Другой проблемой была узость рынка рабочей силы. Почти всё трудоспособное население жило в деревнях, и значительная его часть, будучи крепостными, не могла свободно мигрировать.
Третья большая проблема состояла в дефиците частных денег. У российского промышленно-торгового сообщества, очень ограниченного в правах и возможностях, не имелось достаточно средств, чтобы по-настоящему развернуться.
В эпоху, когда Европа индустриализировалась, Россия оставалась страной аграрной. Но и сельское хозяйство велось по старинке. В земледелии сохранялось средневековое трехполье (яровые – озимые – пар), урожаи увеличивались лишь за счет распашки новых земель, производительность оставалась очень низкой. При том что 90 % населения выращивало злаки, экспорт зерна был невелик (чуть больше 1 млн тонн в год). Четыре пятых хлеба съедалось, и его вечно не хватало.

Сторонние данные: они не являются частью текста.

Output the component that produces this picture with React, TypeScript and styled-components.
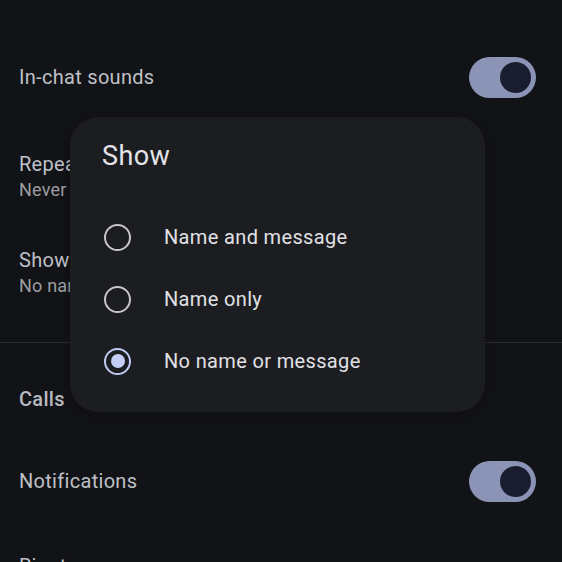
import React from 'react';
import styled, { createGlobalStyle } from 'styled-components';

const GlobalStyle = createGlobalStyle`
    html, body {
        margin: 0;
        padding: 0;
        background: #121316;
        font-family: Roboto, "Noto Sans", sans-serif;
    }
    body {
        width: 562px;
        height: 562px;
        overflow: hidden;
    }
`;

const Screen = styled.div`
    position: relative;
    width: 562px;
    height: 562px;
    overflow: hidden;
    background: #121316;
`;

const SettingsList = styled.div`
    display: flex;
    flex-direction: column;
    margin-top: -40px;
`;

const Row = styled.div<{ $h: number; $end?: boolean }>`
    height: ${(p) => p.$h}px;
    box-sizing: border-box;
    padding: 0 26px 0 19px;
    display: flex;
    align-items: ${(p) => (p.$end ? 'flex-end' : 'center')};
    padding-bottom: ${(p) => (p.$end ? '27px' : '0')};
    justify-content: space-between;
`;

const TextBlock = styled.div`
    display: flex;
    flex-direction: column;
`;

const Title = styled.div`
    font-size: 20px;
    line-height: 25px;
    letter-spacing: 0.3px;
    color: #bfc1c6;
    white-space: nowrap;
`;

const Sub = styled.div<{ $faint?: boolean }>`
    font-size: 18px;
    line-height: 25px;
    letter-spacing: 0.2px;
    color: ${(p) => (p.$faint ? '#5e6064' : '#9c9ea3')};
    white-space: nowrap;
`;

const Divider = styled.div`
    height: 1px;
    background: #2a2b2f;
    margin-top: 25px;
`;

const SectionHeader = styled.div`
    padding: 44px 19px 22px;
    font-size: 20px;
    line-height: 24px;
    font-weight: 500;
    letter-spacing: 0.3px;
    color: #b8bac0;
`;

const Track = styled.div`
    width: 67px;
    height: 41px;
    border-radius: 21px;
    background: #8b94b6;
    display: flex;
    align-items: center;
    justify-content: flex-end;
    padding-right: 5px;
    box-sizing: border-box;
`;

const Thumb = styled.div`
    width: 31px;
    height: 31px;
    border-radius: 50%;
    background: #1a1d2f;
`;

const Dialog = styled.div`
    position: absolute;
    left: 70px;
    top: 117px;
    width: 415px;
    height: 295px;
    box-sizing: border-box;
    border-radius: 28px;
    background: #1c1d21;
    padding: 22px 0 20px;
    box-shadow: 0 2px 10px rgba(0, 0, 0, 0.25);
`;

const DialogTitle = styled.div`
    padding-left: 32px;
    font-size: 27px;
    line-height: 34px;
    letter-spacing: 0.4px;
    color: #e4e4e8;
    margin-bottom: 33px;
`;

const Option = styled.div`
    height: 62px;
    display: flex;
    align-items: center;
    padding-left: 34px;
    gap: 33px;
`;

const Radio = styled.div<{ $on?: boolean }>`
    width: 27px;
    height: 27px;
    box-sizing: border-box;
    border-radius: 50%;
    border: 2.5px solid ${(p) => (p.$on ? '#c0cbf3' : '#c5c6cb')};
    display: flex;
    align-items: center;
    justify-content: center;
    &::after {
        content: '';
        width: 14px;
        height: 14px;
        border-radius: 50%;
        background: ${(p) => (p.$on ? '#c3cdf5' : 'transparent')};
    }
`;

const OptionLabel = styled.div`
    font-size: 20px;
    letter-spacing: 0.35px;
    color: #e1e1e6;
    white-space: nowrap;
`;

const Toggle = () => (
    <Track>
        <Thumb />
    </Track>
);

const options = ['Name and message', 'Name only', 'No name or message'];

const App = () => {
    return (
        <Screen>
            <GlobalStyle />
            <SettingsList>
                <Row $h={69} $end>
                    <Sub $faint>Signal default (Chime notification)</Sub>
                </Row>
                <Row $h={96}>
                    <Title>In-chat sounds</Title>
                    <Toggle />
                </Row>
                <Row $h={104}>
                    <TextBlock>
                        <Title>Repeat alerts</Title>
                        <Sub>Never</Sub>
                    </TextBlock>
                </Row>
                <Row $h={88}>
                    <TextBlock>
                        <Title>Show</Title>
                        <Sub>No name or message</Sub>
                    </TextBlock>
                </Row>
                <Divider />
                <SectionHeader>Calls</SectionHeader>
                <Row $h={96}>
                    <Title>Notifications</Title>
                    <Toggle />
                </Row>
                <Row $h={100}>
                    <TextBlock>
                        <Title>Ringtone</Title>
                        <Sub>Default (Reflection)</Sub>
                    </TextBlock>
                </Row>
            </SettingsList>

            <Dialog>
                <DialogTitle>Show</DialogTitle>
                {options.map((o, i) => (
                    <Option key={o}>
                        <Radio $on={i === 2} />
                        <OptionLabel>{o}</OptionLabel>
                    </Option>
                ))}
            </Dialog>
        </Screen>
    );
};

export default App;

Промышленное производство тем не менее увеличивалось, но в значительной степени за счет мелких крестьянских приработков: барщина становилась все более невыгодной, и многие помещики переводили крестьян на оброк. Современный исследователь Л. Муравьева пишет, что в промышленности вклад кустарных промыслов составлял 400 миллионов из 550 миллионов рублей – это 72,7 %!
Некоторым предприимчивым крестьянам удавалось разбогатеть, и они начинали строить уже настоящие фабрики, но это было скорее исключением из правил. Частный бизнес сможет себя по-настоящему проявить лишь в постниколаевскую эпоху, когда индустриальная революция с опозданием придет и в Россию.